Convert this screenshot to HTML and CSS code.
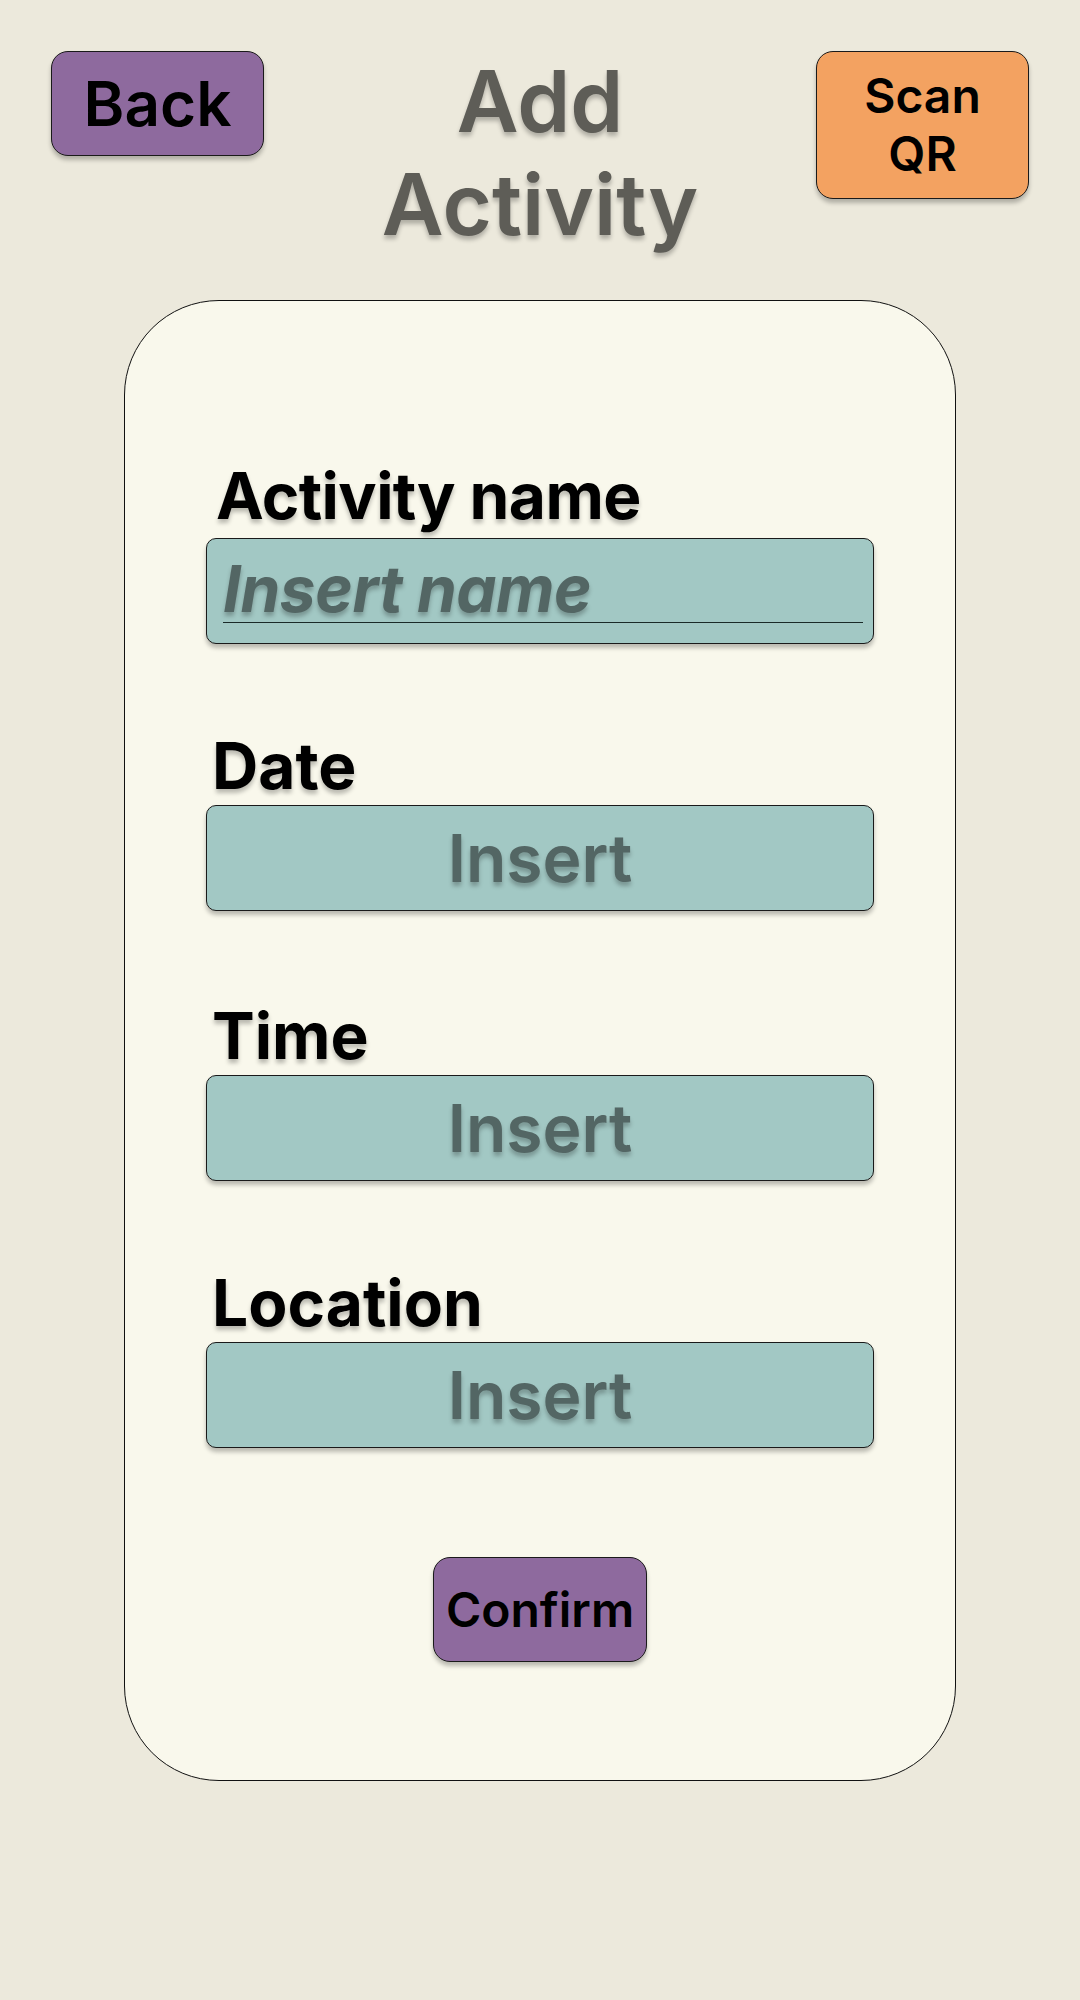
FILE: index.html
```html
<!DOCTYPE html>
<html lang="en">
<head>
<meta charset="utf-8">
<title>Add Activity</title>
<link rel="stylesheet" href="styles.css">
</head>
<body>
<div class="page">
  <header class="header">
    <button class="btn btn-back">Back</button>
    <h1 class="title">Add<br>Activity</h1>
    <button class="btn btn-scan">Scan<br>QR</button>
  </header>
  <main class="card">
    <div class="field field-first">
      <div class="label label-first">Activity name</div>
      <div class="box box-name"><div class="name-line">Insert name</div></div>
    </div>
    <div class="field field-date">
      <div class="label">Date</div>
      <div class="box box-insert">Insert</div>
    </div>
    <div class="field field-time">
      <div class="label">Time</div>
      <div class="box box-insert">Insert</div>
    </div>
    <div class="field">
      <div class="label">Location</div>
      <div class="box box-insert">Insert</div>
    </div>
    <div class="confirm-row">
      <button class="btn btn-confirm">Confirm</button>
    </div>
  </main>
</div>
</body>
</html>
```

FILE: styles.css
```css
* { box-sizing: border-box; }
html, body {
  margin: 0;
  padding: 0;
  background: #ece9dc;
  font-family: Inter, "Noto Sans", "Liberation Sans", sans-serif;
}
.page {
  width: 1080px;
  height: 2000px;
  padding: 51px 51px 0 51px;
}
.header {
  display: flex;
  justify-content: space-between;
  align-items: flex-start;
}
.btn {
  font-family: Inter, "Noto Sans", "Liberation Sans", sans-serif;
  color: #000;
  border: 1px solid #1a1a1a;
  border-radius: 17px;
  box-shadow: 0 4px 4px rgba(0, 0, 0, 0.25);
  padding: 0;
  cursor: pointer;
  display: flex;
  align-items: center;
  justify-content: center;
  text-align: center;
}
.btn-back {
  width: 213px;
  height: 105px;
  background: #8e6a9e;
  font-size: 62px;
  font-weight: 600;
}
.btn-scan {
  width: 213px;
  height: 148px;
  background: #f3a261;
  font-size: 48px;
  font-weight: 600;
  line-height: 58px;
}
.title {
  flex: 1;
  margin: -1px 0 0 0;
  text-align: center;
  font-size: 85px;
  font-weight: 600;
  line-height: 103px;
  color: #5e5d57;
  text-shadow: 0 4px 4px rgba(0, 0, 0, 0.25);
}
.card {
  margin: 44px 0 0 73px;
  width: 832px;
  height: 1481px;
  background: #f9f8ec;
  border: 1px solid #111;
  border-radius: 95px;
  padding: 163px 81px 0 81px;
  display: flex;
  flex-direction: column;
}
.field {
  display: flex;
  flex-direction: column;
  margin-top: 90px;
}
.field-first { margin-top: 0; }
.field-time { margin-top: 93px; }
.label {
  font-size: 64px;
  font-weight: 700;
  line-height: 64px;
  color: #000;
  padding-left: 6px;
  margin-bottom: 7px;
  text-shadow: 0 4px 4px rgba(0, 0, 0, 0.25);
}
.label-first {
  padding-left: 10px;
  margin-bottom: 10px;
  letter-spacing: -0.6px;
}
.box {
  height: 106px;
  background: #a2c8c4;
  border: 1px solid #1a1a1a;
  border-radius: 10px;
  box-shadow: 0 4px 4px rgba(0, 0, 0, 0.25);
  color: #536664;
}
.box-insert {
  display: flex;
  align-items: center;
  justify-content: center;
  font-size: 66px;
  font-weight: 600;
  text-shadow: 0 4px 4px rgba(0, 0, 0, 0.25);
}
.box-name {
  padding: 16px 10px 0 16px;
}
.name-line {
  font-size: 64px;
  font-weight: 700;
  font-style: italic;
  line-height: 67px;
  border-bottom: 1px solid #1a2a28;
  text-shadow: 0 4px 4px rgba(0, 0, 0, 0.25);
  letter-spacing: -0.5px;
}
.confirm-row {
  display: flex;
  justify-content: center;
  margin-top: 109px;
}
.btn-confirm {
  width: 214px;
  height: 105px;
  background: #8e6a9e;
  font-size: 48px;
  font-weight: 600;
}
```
+ + +
Copy out the data above exactly, except the pictures.

Convert this screenshot to HTML and CSS code.
FILE: index.html
```html
<!DOCTYPE html>
<html lang="en">
<head>
<meta charset="utf-8">
<title>Add Activity</title>
<link rel="stylesheet" href="styles.css">
</head>
<body>
<div class="page">
  <header class="header">
    <button class="btn btn-back">Back</button>
    <h1 class="title">Add<br>Activity</h1>
    <button class="btn btn-scan">Scan<br>QR</button>
  </header>
  <main class="card">
    <div class="field field-first">
      <div class="label label-first">Activity name</div>
      <div class="box box-name"><div class="name-line">Insert name</div></div>
    </div>
    <div class="field field-date">
      <div class="label">Date</div>
      <div class="box box-insert">Insert</div>
    </div>
    <div class="field field-time">
      <div class="label">Time</div>
      <div class="box box-insert">Insert</div>
    </div>
    <div class="field">
      <div class="label">Location</div>
      <div class="box box-insert">Insert</div>
    </div>
    <div class="confirm-row">
      <button class="btn btn-confirm">Confirm</button>
    </div>
  </main>
</div>
</body>
</html>
```

FILE: styles.css
```css
* { box-sizing: border-box; }
html, body {
  margin: 0;
  padding: 0;
  background: #ece9dc;
  font-family: Inter, "Noto Sans", "Liberation Sans", sans-serif;
}
.page {
  width: 1080px;
  height: 2000px;
  padding: 51px 51px 0 51px;
}
.header {
  display: flex;
  justify-content: space-between;
  align-items: flex-start;
}
.btn {
  font-family: Inter, "Noto Sans", "Liberation Sans", sans-serif;
  color: #000;
  border: 1px solid #1a1a1a;
  border-radius: 17px;
  box-shadow: 0 4px 4px rgba(0, 0, 0, 0.25);
  padding: 0;
  cursor: pointer;
  display: flex;
  align-items: center;
  justify-content: center;
  text-align: center;
}
.btn-back {
  width: 213px;
  height: 105px;
  background: #8e6a9e;
  font-size: 62px;
  font-weight: 600;
}
.btn-scan {
  width: 213px;
  height: 148px;
  background: #f3a261;
  font-size: 48px;
  font-weight: 600;
  line-height: 58px;
}
.title {
  flex: 1;
  margin: -1px 0 0 0;
  text-align: center;
  font-size: 85px;
  font-weight: 600;
  line-height: 103px;
  color: #5e5d57;
  text-shadow: 0 4px 4px rgba(0, 0, 0, 0.25);
}
.card {
  margin: 44px 0 0 73px;
  width: 832px;
  height: 1481px;
  background: #f9f8ec;
  border: 1px solid #111;
  border-radius: 95px;
  padding: 163px 81px 0 81px;
  display: flex;
  flex-direction: column;
}
.field {
  display: flex;
  flex-direction: column;
  margin-top: 90px;
}
.field-first { margin-top: 0; }
.field-time { margin-top: 93px; }
.label {
  font-size: 64px;
  font-weight: 700;
  line-height: 64px;
  color: #000;
  padding-left: 6px;
  margin-bottom: 7px;
  text-shadow: 0 4px 4px rgba(0, 0, 0, 0.25);
}
.label-first {
  padding-left: 10px;
  margin-bottom: 10px;
  letter-spacing: -0.6px;
}
.box {
  height: 106px;
  background: #a2c8c4;
  border: 1px solid #1a1a1a;
  border-radius: 10px;
  box-shadow: 0 4px 4px rgba(0, 0, 0, 0.25);
  color: #536664;
}
.box-insert {
  display: flex;
  align-items: center;
  justify-content: center;
  font-size: 66px;
  font-weight: 600;
  text-shadow: 0 4px 4px rgba(0, 0, 0, 0.25);
}
.box-name {
  padding: 16px 10px 0 16px;
}
.name-line {
  font-size: 64px;
  font-weight: 700;
  font-style: italic;
  line-height: 67px;
  border-bottom: 1px solid #1a2a28;
  text-shadow: 0 4px 4px rgba(0, 0, 0, 0.25);
  letter-spacing: -0.5px;
}
.confirm-row {
  display: flex;
  justify-content: center;
  margin-top: 109px;
}
.btn-confirm {
  width: 214px;
  height: 105px;
  background: #8e6a9e;
  font-size: 48px;
  font-weight: 600;
}
```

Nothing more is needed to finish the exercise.